The goal is maximum velocity. Your job is to protect it.


How to Show Up

Answer questions fast. When an engineer asks a question, the longer it sits unanswered, the more expensive it gets. They either wait, or they make a judgment call that may or may not match your intent. Neither is good. Same-day answers are the baseline. Same-hour is better.

Make decisions with confidence. You will be asked edge cases that weren't in the story. A user state you didn't account for. Two valid ways to handle an error. A design question with no obvious right answer. Make a call. Explain the reasoning if it's not obvious. Don't defer decisions back to another meeting — that's not PM. "Here's what I'd do and why" is.

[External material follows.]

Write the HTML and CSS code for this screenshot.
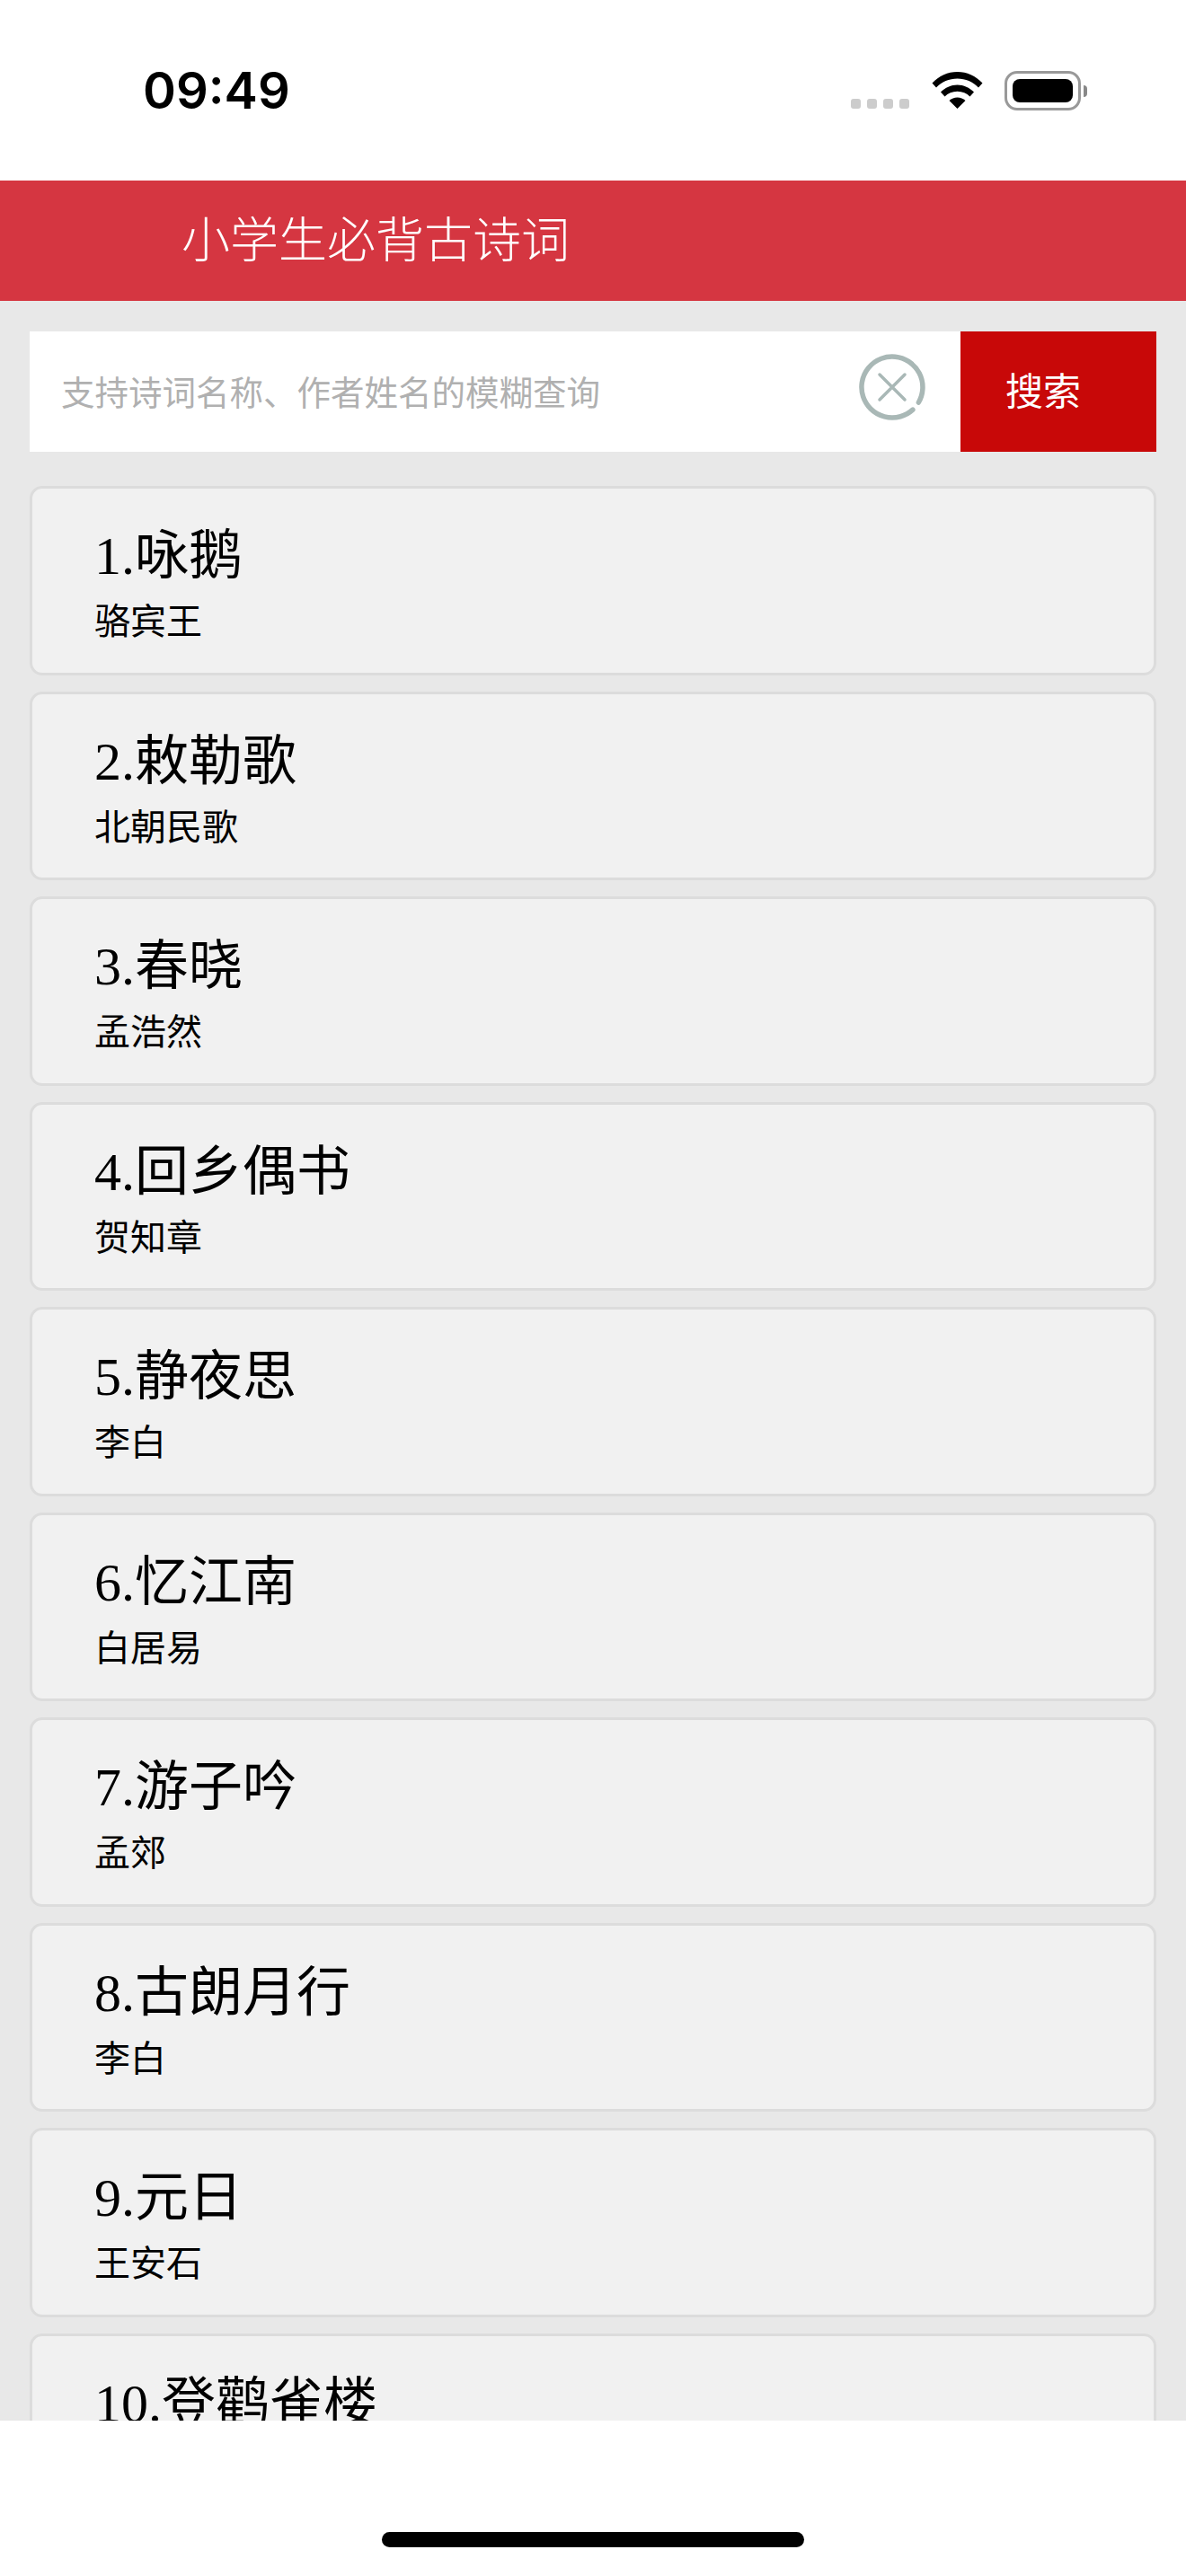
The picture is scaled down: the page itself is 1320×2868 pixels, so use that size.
FILE: index.html
```html
<!DOCTYPE html>
<html lang="zh-CN">
<head>
    <meta charset="utf-8">
    <title>小学生必背古诗词</title>
    <link rel="stylesheet" href="styles.css">
</head>
<body>
    <div class="screen">
        <!-- Status bar -->
        <div class="status-bar">
            <span class="time">09:49</span>
            <div class="status-icons">
                <div class="signal-dots">
                    <span></span><span></span><span></span><span></span>
                </div>
                <svg class="wifi" width="57" height="42" viewBox="0 0 57 42">
                    <path d="M0.5 13.5C8 5.5 18 1 28.5 1S49 5.5 56.5 13.5L52 18.5C46 12 37.500 8.500 28.500 8.500S11 12 5 18.500Z"/>
                    <path d="M10 23.500C15 18.500 21.500 15.500 28.500 15.500S42 18.500 47 23.500L42.500 28.500C39 25 34 22.800 28.500 22.800S18 25 14.500 28.500Z"/>
                    <path d="M19.500 33C22 30.800 25 29.500 28.500 29.500S35 30.800 37.500 33L28.500 42Z"/>
                </svg>
                <div class="battery">
                    <div class="battery-body"><div class="battery-level"></div></div>
                    <div class="battery-cap"></div>
                </div>
            </div>
        </div>

        <!-- Title bar -->
        <header class="title-bar">小学生必背古诗词</header>

        <main class="content">
            <!-- Search -->
            <form class="search">
                <div class="search-box">
                    <input class="search-input" type="text" placeholder="支持诗词名称、作者姓名的模糊查询">
                    <svg class="clear-icon" width="74" height="74" viewBox="0 0 74 74">
                        <path d="M59.900 62.100A34 34 0 1 1 66.400 54" fill="none" stroke="#a9b8b6" stroke-width="5.500" stroke-linecap="round"/>
                        <path d="M23 23L51 51M51 23L23 51" fill="none" stroke="#a9b8b6" stroke-width="3.500" stroke-linecap="round"/>
                    </svg>
                </div>
                <button class="search-button" type="button">搜索</button>
            </form>

            <!-- Poem list -->
            <ul class="poem-list">
                <li class="poem"><h2 class="poem-title">1.咏鹅</h2><p class="poem-author">骆宾王</p></li>
                <li class="poem"><h2 class="poem-title">2.敕勒歌</h2><p class="poem-author">北朝民歌</p></li>
                <li class="poem"><h2 class="poem-title">3.春晓</h2><p class="poem-author">孟浩然</p></li>
                <li class="poem"><h2 class="poem-title">4.回乡偶书</h2><p class="poem-author">贺知章</p></li>
                <li class="poem"><h2 class="poem-title">5.静夜思</h2><p class="poem-author">李白</p></li>
                <li class="poem"><h2 class="poem-title">6.忆江南</h2><p class="poem-author">白居易</p></li>
                <li class="poem"><h2 class="poem-title">7.游子吟</h2><p class="poem-author">孟郊</p></li>
                <li class="poem"><h2 class="poem-title">8.古朗月行</h2><p class="poem-author">李白</p></li>
                <li class="poem"><h2 class="poem-title">9.元日</h2><p class="poem-author">王安石</p></li>
                <li class="poem"><h2 class="poem-title">10.登鹳雀楼</h2></li>
            </ul>
        </main>

        <!-- Home indicator -->
        <div class="home-area">
            <div class="home-bar"></div>
        </div>
    </div>
</body>
</html>
```

FILE: styles.css
```css
* {
    box-sizing: border-box;
}

body {
    margin: 0;
    background-color: white;
    font-family: "Liberation Serif", "Noto Sans CJK SC", serif;
}

.screen {
    display: flex;
    flex-direction: column;
    height: 2868px;
    overflow: hidden;
}

.status-bar {
    display: flex;
    flex: none;
    justify-content: space-between;
    height: 201px;
    padding: 0 110px 0 159px;
    background-color: white;
}

.time {
    margin-top: 69px;
    font-family: Inter, sans-serif;
    font-size: 56px;
    font-weight: 600;
    line-height: 64px;
}

.status-icons {
    display: flex;
    align-items: flex-start;
    padding-top: 79px;
}

.signal-dots {
    display: flex;
    gap: 7px;
    margin-top: 31px;
    margin-right: 25px;
}

.signal-dots span {
    width: 11px;
    height: 11px;
    border-radius: 3px;
    background-color: #cccccc;
}

.wifi {
    margin-right: 24px;
}

.battery {
    display: flex;
    align-items: center;
}

.battery-body {
    width: 85px;
    height: 44px;
    padding: 6px;
    border: 3px solid #999999;
    border-radius: 14px;
}

.battery-level {
    height: 100%;
    border-radius: 8px;
    background-color: black;
}

.battery-cap {
    width: 4px;
    height: 13px;
    margin-left: 3px;
    border-radius: 0 4px 4px 0;
    background-color: #888888;
}

.title-bar {
    flex: none;
    height: 134px;
    padding-left: 202px;
    background-color: #d53641;
    color: white;
    font-family: "Noto Sans CJK SC", sans-serif;
    font-size: 54px;
    font-weight: 300;
    line-height: 126px;
}

.content {
    flex: 1;
    min-height: 0;
    overflow: hidden;
    padding: 34px 33px 0;
    background-color: #e8e8e8;
}

.search {
    display: flex;
    height: 134px;
    margin-bottom: 38px;
}

.search-box {
    display: flex;
    flex: 1;
    align-items: center;
    padding: 0 39px 0 35px;
    background-color: white;
}

.search-input {
    flex: 1;
    min-width: 0;
    margin-bottom: 3px;
    padding: 0;
    border: none;
    outline: none;
    background: none;
    font-family: "Noto Sans CJK SC", sans-serif;
    font-size: 37.500px;
}

.search-input::placeholder {
    color: #b0b0b0;
}

.clear-icon {
    flex: none;
    margin-bottom: 10px;
}

.search-button {
    flex: none;
    width: 218px;
    padding: 0 0 7px 50px;
    border: none;
    background-color: #c80808;
    color: white;
    font-family: "Noto Sans CJK SC", sans-serif;
    font-size: 42px;
    text-align: left;
}

.poem-list {
    margin: 0;
    padding: 0;
    list-style: none;
}

.poem {
    height: 210.500px;
    margin-bottom: 18px;
    padding: 40px 0 0 69px;
    border: 3px solid #dcdcdc;
    border-radius: 14px;
    background-color: #f1f1f1;
}

.poem-title {
    margin: 0;
    font-size: 60px;
    font-weight: normal;
    line-height: 70px;
}

.poem-author {
    margin: 14px 0 0;
    font-size: 40px;
    line-height: 50px;
}

.home-area {
    display: flex;
    flex: none;
    justify-content: center;
    height: 173px;
    padding-top: 124px;
    background-color: white;
}

.home-bar {
    width: 470px;
    height: 17px;
    border-radius: 9px;
    background-color: black;
}
```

Raise changes early. If a requirement changes — from client feedback, new information, a realization in review — don't absorb it quietly. Surface it immediately. Discuss the impact with the engineer. Update the release plan. Scope changes in the middle of build are expensive and normal; the failure mode isn't having them, it's hiding them.


When Things Change

Something material will change. A dependency will slip. A client will revise a requirement. A design will turn out to be infeasible. The original timeline will look wrong.

When this happens: say it immediately, to the engineer and to leadership. Update the release plan. Adjust milestones. If the change is significant enough to affect the story — who it's for, what it does — loop in PD as well.

The release plan is not a contract. It's a shared understanding of what's happening. Its only value is accuracy. A plan that reflects reality, even when that reality is "we're two weeks behind," is more useful than a plan frozen at the original intent.


What You're Watching For

A few signals that something is wrong:

The engineer is quiet for too long. Not because they don't need anything — because they're carrying a problem silently. Check in. Not "how's it going" — "what's blocking you right now?"

The scope is drifting. Features that weren't in the story are appearing. Someone added "just a small thing." The story is changing shape. None of these are automatically wrong, but all of them should be explicit decisions, not quiet additions.

The milestone is approaching and it doesn't feel right. Trust that feeling. Get on a call, look at what's actually done, and update the plan to reflect reality.


The Release Plan, Again

You wrote the release plan in Define. It is your responsibility to keep it accurate throughout Build. The engineer owns the code. You own the plan.

Every time a milestone slips, update it. Every time a requirement changes, update it. Every time the expected release date shifts, update it. By the time Build ends, the release plan should have the Launch date, the known scope, and a finalized version of the release notes — with nothing that will surprise anyone.